In Chapter 2, we discussed the logical design of a data warehouse, using a schema based on a dimensional model such as a star or a snowflake. The relationships between tables in this logical model are typically represented in the data warehouse using referential integrity constraints. Constraints usually signify join relationships between fact and dimension tables, with primary keys on the dimension tables and foreign keys on the fact tables. Another type of a logical relationship in a dimensional model is a hierarchy, which expresses rollup or aggregation relationships within the columns of a dimension table. The concept of a hierarchy is commonly used by analysis tools to roll up data from a finer to a coarser level of granularity and to drill down to see more detail. For example, a time hierarchy, shown in Figure 8.1, may indicate that data at a daily grain can be aggregated to a monthly level and from the monthly to the yearly level.

Concept of a Hierarchy : Time

Figure 8.1. Concept of a Hierarchy : Time

The dimension database object can be used to define logical relationships within and across dimension tables, such as hierarchies, which often cannot be expressed using referential integrity constraints.

In particular, dimensions are used to define the following types of relationships:

  • The hierarchical relationships among the columns within dimension tables, such as the one in Figure 8.1. The hierarchy may be contained within a single dimension table in case of a star schema and within multiple dimension tables in a normalized snowflake schema. For example, in a snowflake schema, there may be separate dimension tables for day and month. The dimension object supports both these models. Each column that participates in a hierarchy is called a level.
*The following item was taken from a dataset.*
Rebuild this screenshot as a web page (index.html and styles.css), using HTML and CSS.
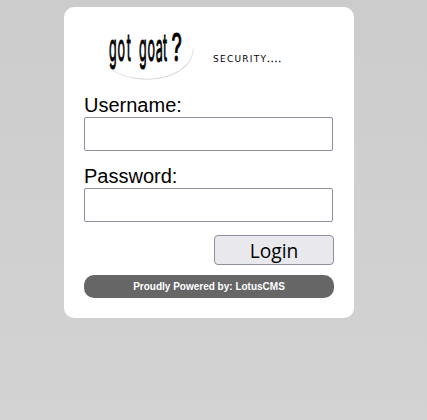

  • Functional dependencies between two columns in a dimension table. A functional dependency from column A to B means that for every value of A, there is only one value of B. So if you know the value of A, then you can determine the value of B. This is useful for looking up the value of one column based on the value of another column in the table. For example, given a state, we can determine the tax rate. This type of relationship is also referred to as an attribute relationship.

Defining a dimension to declare hierarchical relationships in the data makes it possible for the optimizer to rewrite more queries to use materialized views. It also allows tuning tools, such as the SQL Access Advisor, to recommend the best set of materialized views to create and the best OLAP analysis tools to perform rollup and drill-down operations.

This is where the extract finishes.